### DATA SEGMENT
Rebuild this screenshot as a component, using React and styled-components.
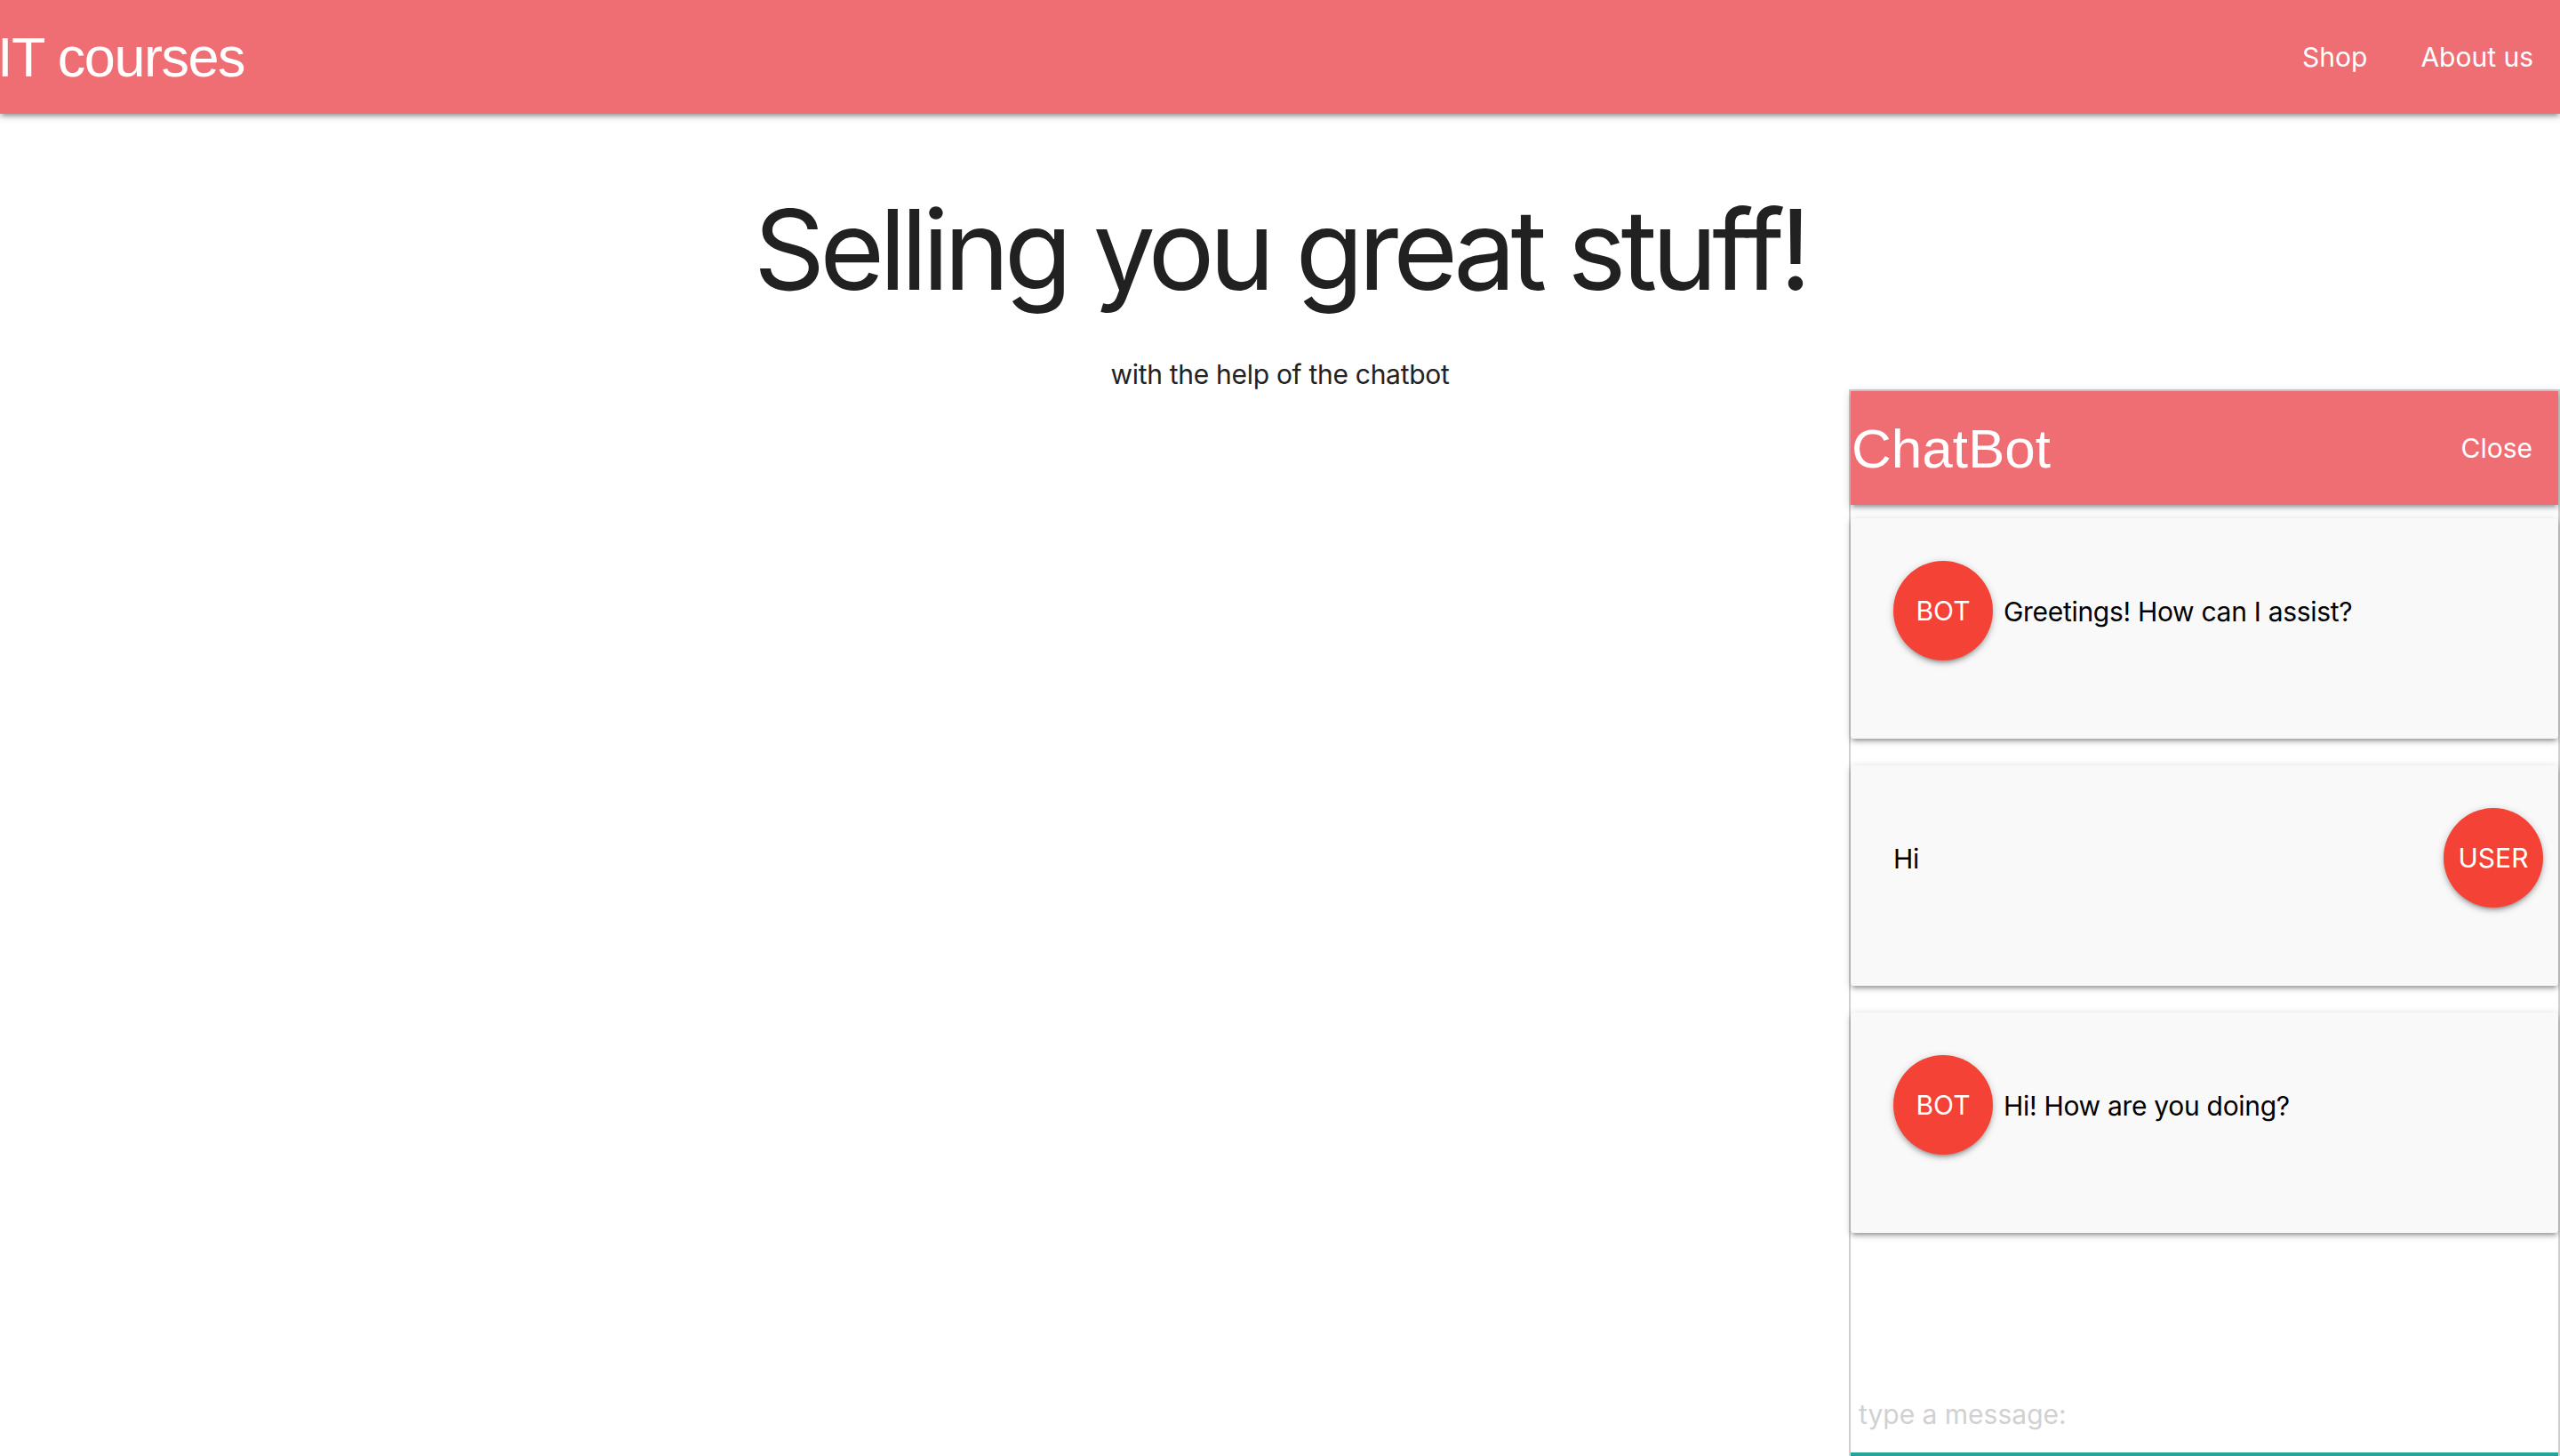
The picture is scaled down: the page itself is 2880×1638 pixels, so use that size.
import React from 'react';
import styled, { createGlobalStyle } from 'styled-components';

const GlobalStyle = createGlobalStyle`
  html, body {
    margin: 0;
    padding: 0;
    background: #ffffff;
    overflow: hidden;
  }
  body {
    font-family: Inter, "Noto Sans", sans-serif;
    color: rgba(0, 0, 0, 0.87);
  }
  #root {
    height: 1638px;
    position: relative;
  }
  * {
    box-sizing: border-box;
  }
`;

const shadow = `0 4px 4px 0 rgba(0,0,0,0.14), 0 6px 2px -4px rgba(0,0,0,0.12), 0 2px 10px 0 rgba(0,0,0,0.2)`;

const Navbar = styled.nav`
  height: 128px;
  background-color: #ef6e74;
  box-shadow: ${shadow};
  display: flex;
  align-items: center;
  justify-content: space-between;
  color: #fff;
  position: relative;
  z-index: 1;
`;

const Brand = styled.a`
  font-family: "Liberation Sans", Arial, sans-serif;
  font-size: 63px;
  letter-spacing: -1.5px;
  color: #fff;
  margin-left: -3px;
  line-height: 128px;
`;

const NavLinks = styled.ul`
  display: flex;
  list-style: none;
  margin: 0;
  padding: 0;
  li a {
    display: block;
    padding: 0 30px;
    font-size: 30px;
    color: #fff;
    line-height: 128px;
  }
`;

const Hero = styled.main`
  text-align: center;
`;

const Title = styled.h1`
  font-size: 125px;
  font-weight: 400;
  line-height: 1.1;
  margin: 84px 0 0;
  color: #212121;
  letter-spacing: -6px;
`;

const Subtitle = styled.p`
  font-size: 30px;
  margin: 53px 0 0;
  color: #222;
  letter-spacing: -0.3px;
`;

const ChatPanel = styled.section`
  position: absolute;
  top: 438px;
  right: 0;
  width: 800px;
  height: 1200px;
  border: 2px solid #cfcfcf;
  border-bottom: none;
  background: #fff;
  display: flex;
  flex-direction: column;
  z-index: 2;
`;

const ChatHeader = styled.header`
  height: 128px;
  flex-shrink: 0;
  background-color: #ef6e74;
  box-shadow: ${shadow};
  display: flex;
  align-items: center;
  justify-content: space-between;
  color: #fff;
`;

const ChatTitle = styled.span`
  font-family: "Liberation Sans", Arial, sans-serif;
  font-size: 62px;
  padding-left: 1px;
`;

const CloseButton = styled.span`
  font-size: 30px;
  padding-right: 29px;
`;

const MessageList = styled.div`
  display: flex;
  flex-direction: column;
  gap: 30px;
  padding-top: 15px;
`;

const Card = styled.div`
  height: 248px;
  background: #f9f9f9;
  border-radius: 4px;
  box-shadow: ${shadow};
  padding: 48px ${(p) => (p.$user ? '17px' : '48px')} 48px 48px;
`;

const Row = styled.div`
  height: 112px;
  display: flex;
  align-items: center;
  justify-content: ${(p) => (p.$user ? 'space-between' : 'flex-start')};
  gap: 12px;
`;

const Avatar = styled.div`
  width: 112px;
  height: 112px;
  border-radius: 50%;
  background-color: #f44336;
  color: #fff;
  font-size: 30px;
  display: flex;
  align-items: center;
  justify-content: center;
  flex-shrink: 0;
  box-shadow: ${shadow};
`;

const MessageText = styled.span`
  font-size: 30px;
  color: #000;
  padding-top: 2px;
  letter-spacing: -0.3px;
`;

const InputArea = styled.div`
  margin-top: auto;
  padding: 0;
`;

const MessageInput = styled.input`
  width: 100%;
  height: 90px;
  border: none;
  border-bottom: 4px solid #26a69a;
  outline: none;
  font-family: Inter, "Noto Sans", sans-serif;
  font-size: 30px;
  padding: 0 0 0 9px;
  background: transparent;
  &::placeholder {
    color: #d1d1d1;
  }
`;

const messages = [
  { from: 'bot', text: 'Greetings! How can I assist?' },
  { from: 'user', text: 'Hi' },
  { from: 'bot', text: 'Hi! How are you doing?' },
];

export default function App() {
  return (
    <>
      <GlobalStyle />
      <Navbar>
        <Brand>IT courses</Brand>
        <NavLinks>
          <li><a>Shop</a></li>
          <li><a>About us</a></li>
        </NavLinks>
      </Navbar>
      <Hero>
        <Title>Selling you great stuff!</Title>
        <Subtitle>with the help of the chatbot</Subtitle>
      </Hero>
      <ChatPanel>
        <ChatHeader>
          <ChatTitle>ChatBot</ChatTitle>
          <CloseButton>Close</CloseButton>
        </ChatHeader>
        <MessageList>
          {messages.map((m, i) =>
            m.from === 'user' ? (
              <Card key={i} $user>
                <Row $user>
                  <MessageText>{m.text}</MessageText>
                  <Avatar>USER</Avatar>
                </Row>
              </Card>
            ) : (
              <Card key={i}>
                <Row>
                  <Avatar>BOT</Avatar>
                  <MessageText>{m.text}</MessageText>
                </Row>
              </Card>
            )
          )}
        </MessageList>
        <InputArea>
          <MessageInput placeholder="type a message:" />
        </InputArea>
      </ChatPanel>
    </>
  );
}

### BRIEF
Every line above should be returned word for word, with the pictures left behind.

### EXPECTED ANSWER
Rebuild this screenshot as a component, using React and styled-components.
The picture is scaled down: the page itself is 2880×1638 pixels, so use that size.
import React from 'react';
import styled, { createGlobalStyle } from 'styled-components';

const GlobalStyle = createGlobalStyle`
  html, body {
    margin: 0;
    padding: 0;
    background: #ffffff;
    overflow: hidden;
  }
  body {
    font-family: Inter, "Noto Sans", sans-serif;
    color: rgba(0, 0, 0, 0.87);
  }
  #root {
    height: 1638px;
    position: relative;
  }
  * {
    box-sizing: border-box;
  }
`;

const shadow = `0 4px 4px 0 rgba(0,0,0,0.14), 0 6px 2px -4px rgba(0,0,0,0.12), 0 2px 10px 0 rgba(0,0,0,0.2)`;

const Navbar = styled.nav`
  height: 128px;
  background-color: #ef6e74;
  box-shadow: ${shadow};
  display: flex;
  align-items: center;
  justify-content: space-between;
  color: #fff;
  position: relative;
  z-index: 1;
`;

const Brand = styled.a`
  font-family: "Liberation Sans", Arial, sans-serif;
  font-size: 63px;
  letter-spacing: -1.5px;
  color: #fff;
  margin-left: -3px;
  line-height: 128px;
`;

const NavLinks = styled.ul`
  display: flex;
  list-style: none;
  margin: 0;
  padding: 0;
  li a {
    display: block;
    padding: 0 30px;
    font-size: 30px;
    color: #fff;
    line-height: 128px;
  }
`;

const Hero = styled.main`
  text-align: center;
`;

const Title = styled.h1`
  font-size: 125px;
  font-weight: 400;
  line-height: 1.1;
  margin: 84px 0 0;
  color: #212121;
  letter-spacing: -6px;
`;

const Subtitle = styled.p`
  font-size: 30px;
  margin: 53px 0 0;
  color: #222;
  letter-spacing: -0.3px;
`;

const ChatPanel = styled.section`
  position: absolute;
  top: 438px;
  right: 0;
  width: 800px;
  height: 1200px;
  border: 2px solid #cfcfcf;
  border-bottom: none;
  background: #fff;
  display: flex;
  flex-direction: column;
  z-index: 2;
`;

const ChatHeader = styled.header`
  height: 128px;
  flex-shrink: 0;
  background-color: #ef6e74;
  box-shadow: ${shadow};
  display: flex;
  align-items: center;
  justify-content: space-between;
  color: #fff;
`;

const ChatTitle = styled.span`
  font-family: "Liberation Sans", Arial, sans-serif;
  font-size: 62px;
  padding-left: 1px;
`;

const CloseButton = styled.span`
  font-size: 30px;
  padding-right: 29px;
`;

const MessageList = styled.div`
  display: flex;
  flex-direction: column;
  gap: 30px;
  padding-top: 15px;
`;

const Card = styled.div`
  height: 248px;
  background: #f9f9f9;
  border-radius: 4px;
  box-shadow: ${shadow};
  padding: 48px ${(p) => (p.$user ? '17px' : '48px')} 48px 48px;
`;

const Row = styled.div`
  height: 112px;
  display: flex;
  align-items: center;
  justify-content: ${(p) => (p.$user ? 'space-between' : 'flex-start')};
  gap: 12px;
`;

const Avatar = styled.div`
  width: 112px;
  height: 112px;
  border-radius: 50%;
  background-color: #f44336;
  color: #fff;
  font-size: 30px;
  display: flex;
  align-items: center;
  justify-content: center;
  flex-shrink: 0;
  box-shadow: ${shadow};
`;

const MessageText = styled.span`
  font-size: 30px;
  color: #000;
  padding-top: 2px;
  letter-spacing: -0.3px;
`;

const InputArea = styled.div`
  margin-top: auto;
  padding: 0;
`;

const MessageInput = styled.input`
  width: 100%;
  height: 90px;
  border: none;
  border-bottom: 4px solid #26a69a;
  outline: none;
  font-family: Inter, "Noto Sans", sans-serif;
  font-size: 30px;
  padding: 0 0 0 9px;
  background: transparent;
  &::placeholder {
    color: #d1d1d1;
  }
`;

const messages = [
  { from: 'bot', text: 'Greetings! How can I assist?' },
  { from: 'user', text: 'Hi' },
  { from: 'bot', text: 'Hi! How are you doing?' },
];

export default function App() {
  return (
    <>
      <GlobalStyle />
      <Navbar>
        <Brand>IT courses</Brand>
        <NavLinks>
          <li><a>Shop</a></li>
          <li><a>About us</a></li>
        </NavLinks>
      </Navbar>
      <Hero>
        <Title>Selling you great stuff!</Title>
        <Subtitle>with the help of the chatbot</Subtitle>
      </Hero>
      <ChatPanel>
        <ChatHeader>
          <ChatTitle>ChatBot</ChatTitle>
          <CloseButton>Close</CloseButton>
        </ChatHeader>
        <MessageList>
          {messages.map((m, i) =>
            m.from === 'user' ? (
              <Card key={i} $user>
                <Row $user>
                  <MessageText>{m.text}</MessageText>
                  <Avatar>USER</Avatar>
                </Row>
              </Card>
            ) : (
              <Card key={i}>
                <Row>
                  <Avatar>BOT</Avatar>
                  <MessageText>{m.text}</MessageText>
                </Row>
              </Card>
            )
          )}
        </MessageList>
        <InputArea>
          <MessageInput placeholder="type a message:" />
        </InputArea>
      </ChatPanel>
    </>
  );
}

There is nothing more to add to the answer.